How we cite our quotes: (Chapter.Page)
Quote #1
Soon after Rivalen had defeated his enemies, Blanchefleur gave birth to a son, but amid great lamentation died in childbirth. The child born in sorrow was named Tristan. (1.39)
Tristan's name, given to him because of the circumstances of his birth, literally means "sadness." (triste is the French word for "sad.") His name and birth foreshadow the rest of his life, which, because of his ill-fated love for Yseut, will largely be one of suffering.
Quote #2
By mistake, Brangain brought the love potion and handed it to Tristan, who drank and passed it to Yseut. Both thought it was good wine: neither knew that it held for them a lifetime of suffering and hardship and that it was to cause their destruction and their death. (1.44)
Tristan and Yseut's ingestion of the love potion has religious overtones of the Fall of Adam and Eve, in which ingestion of the fruit of knowledge brings about suffering and death on earth. Like Adam and Eve, Tristan and Yseut believe that what they are about to ingest is good, but seem to be mistaken.
Quote #3
If you give her to us lepers, when she sees our low hovels and looks at our dishes and has to sleep with us—in place of your fine meals, sire, she will have the pieces of food and crumbs that are left for us at the gates—then, by the Lord who dwells above, when she sees our court and all its discomforts she would rather be dead than alive. The snake Yseut will know then that she has been wicked! She would rather have been burnt. (4.74)
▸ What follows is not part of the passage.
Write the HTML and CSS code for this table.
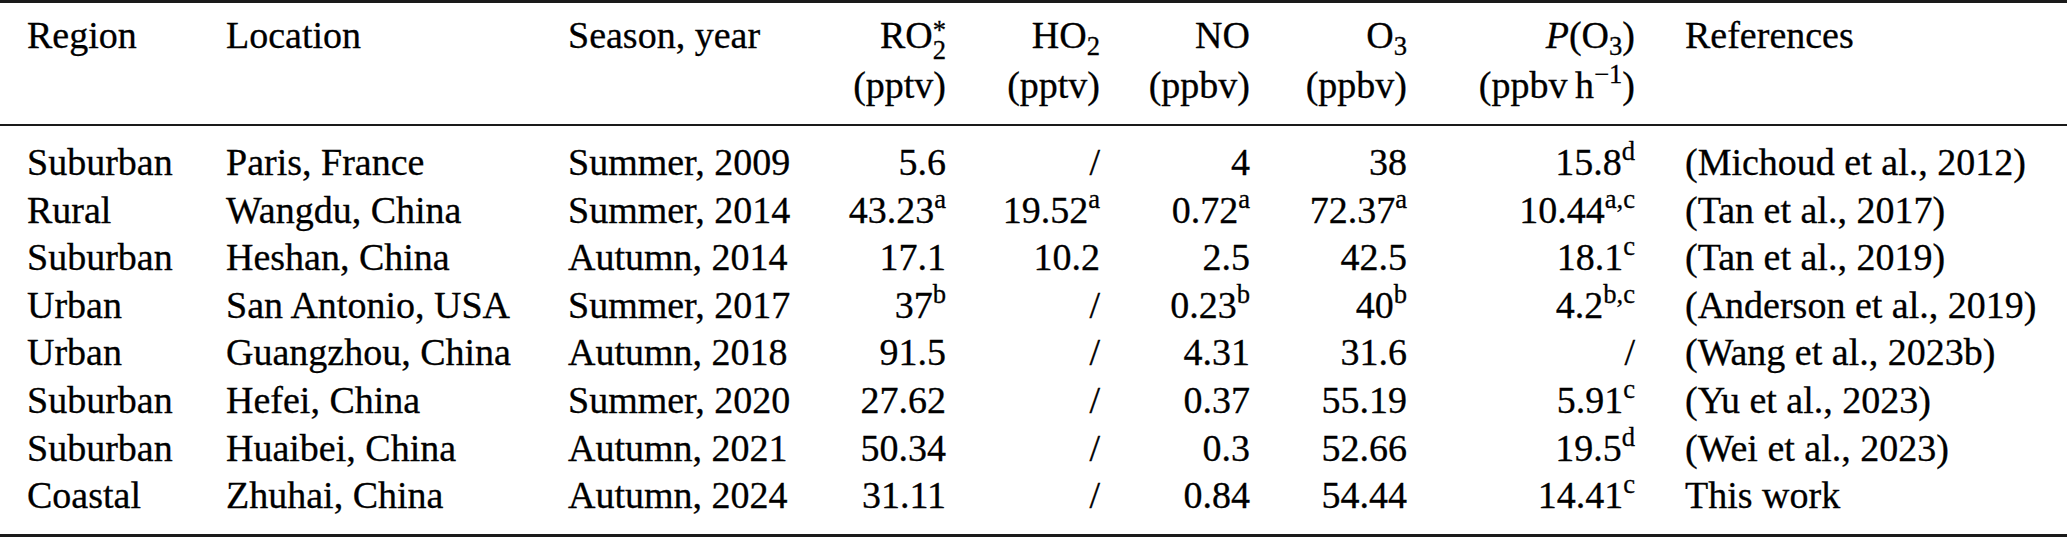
FILE: index.html
```html
<!DOCTYPE html>
<html lang="en">
<head>
<meta charset="utf-8">
<title>Table</title>
<link rel="stylesheet" href="styles.css">
</head>
<body>
<div class="tbl">
  <div class="rule rule-top"></div>
  <div class="grid head">
    <div class="c">Region</div>
    <div class="c">Location</div>
    <div class="c">Season, year</div>
    <div class="c r">RO<span class="ss"><span class="ss-top">*</span><span class="ss-bot">2</span></span><br>(pptv)</div>
    <div class="c r">HO<sub>2</sub><br>(pptv)</div>
    <div class="c r">NO<br>(ppbv)</div>
    <div class="c r">O<sub>3</sub><br>(ppbv)</div>
    <div class="c r"><i>P</i>(O<sub>3</sub>)<br>(ppbv&thinsp;h<sup>−1</sup>)</div>
    <div class="c ref">References</div>
  </div>
  <div class="rule rule-mid"></div>
  <div class="grid body">
    <div class="c">Suburban</div><div class="c">Paris, France</div><div class="c">Summer, 2009</div><div class="c r">5.6</div><div class="c r">/</div><div class="c r">4</div><div class="c r">38</div><div class="c r">15.8<sup>d</sup></div><div class="c ref">(Michoud et al., 2012)</div>
    <div class="c">Rural</div><div class="c">Wangdu, China</div><div class="c">Summer, 2014</div><div class="c r">43.23<sup>a</sup></div><div class="c r">19.52<sup>a</sup></div><div class="c r">0.72<sup>a</sup></div><div class="c r">72.37<sup>a</sup></div><div class="c r">10.44<sup>a,c</sup></div><div class="c ref">(Tan et al., 2017)</div>
    <div class="c">Suburban</div><div class="c">Heshan, China</div><div class="c">Autumn, 2014</div><div class="c r">17.1</div><div class="c r">10.2</div><div class="c r">2.5</div><div class="c r">42.5</div><div class="c r">18.1<sup>c</sup></div><div class="c ref">(Tan et al., 2019)</div>
    <div class="c">Urban</div><div class="c">San Antonio, USA</div><div class="c">Summer, 2017</div><div class="c r">37<sup>b</sup></div><div class="c r">/</div><div class="c r">0.23<sup>b</sup></div><div class="c r">40<sup>b</sup></div><div class="c r">4.2<sup>b,c</sup></div><div class="c ref">(Anderson et al., 2019)</div>
    <div class="c">Urban</div><div class="c">Guangzhou, China</div><div class="c">Autumn, 2018</div><div class="c r">91.5</div><div class="c r">/</div><div class="c r">4.31</div><div class="c r">31.6</div><div class="c r">/</div><div class="c ref">(Wang et al., 2023b)</div>
    <div class="c">Suburban</div><div class="c">Hefei, China</div><div class="c">Summer, 2020</div><div class="c r">27.62</div><div class="c r">/</div><div class="c r">0.37</div><div class="c r">55.19</div><div class="c r">5.91<sup>c</sup></div><div class="c ref">(Yu et al., 2023)</div>
    <div class="c">Suburban</div><div class="c">Huaibei, China</div><div class="c">Autumn, 2021</div><div class="c r">50.34</div><div class="c r">/</div><div class="c r">0.3</div><div class="c r">52.66</div><div class="c r">19.5<sup>d</sup></div><div class="c ref">(Wei et al., 2023)</div>
    <div class="c">Coastal</div><div class="c">Zhuhai, China</div><div class="c">Autumn, 2024</div><div class="c r">31.11</div><div class="c r">/</div><div class="c r">0.84</div><div class="c r">54.44</div><div class="c r">14.41<sup>c</sup></div><div class="c ref">This work</div>
  </div>
  <div class="rule rule-bottom"></div>
</div>
</body>
</html>
```

FILE: styles.css
```css
html, body {
  margin: 0;
  padding: 0;
  background: #ffffff;
}
body {
  width: 2067px;
  height: 540px;
  overflow: hidden;
  font-family: "Liberation Serif", "Tinos", "Times New Roman", "Nimbus Roman", "DejaVu Serif", serif;
  font-size: 38px;
  color: #000;
  -webkit-text-stroke: 0.3px #000;
}
.tbl {
  width: 2067px;
}
.rule {
  background: #1a1a1a;
}
.rule-top {
  height: 3px;
}
.rule-mid {
  height: 2px;
}
.rule-bottom {
  height: 3px;
}
.grid {
  display: grid;
  grid-template-columns: 199px 342px 232px 146px 154px 150px 157px 228px 1fr;
  padding-left: 27px;
}
.head {
  line-height: 50px;
  padding-top: 7px;
  padding-bottom: 14px;
}
.body {
  line-height: 47.6px;
  padding-top: 13px;
  padding-bottom: 14px;
}
.c {
  white-space: nowrap;
  text-align: left;
}
.r {
  text-align: right;
}
.ref {
  padding-left: 50px;
}
sup, sub {
  font-size: 0.7em;
  line-height: 0;
}
sup {
  vertical-align: 0.55em;
}
sub {
  vertical-align: -0.25em;
}
.ss {
  display: inline-flex;
  flex-direction: column;
  align-items: flex-start;
  font-size: 0.7em;
  line-height: 20px;
  vertical-align: 0.34em;
}
.ss-top,
.ss-bot {
  display: block;
}
i {
  font-style: italic;
}
```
The leper's vivid description of the suffering in store for Yseut if Mark gives her to the leper colony serves the double function of persuading everyone that life with the lepers is worse than burning, and of making our desire for Yseut to escape her fate that much stronger. The leper thinks that the purpose of suffering is to make people understand their sinfulness. Yseut's suffering will teach her "that she has been wicked."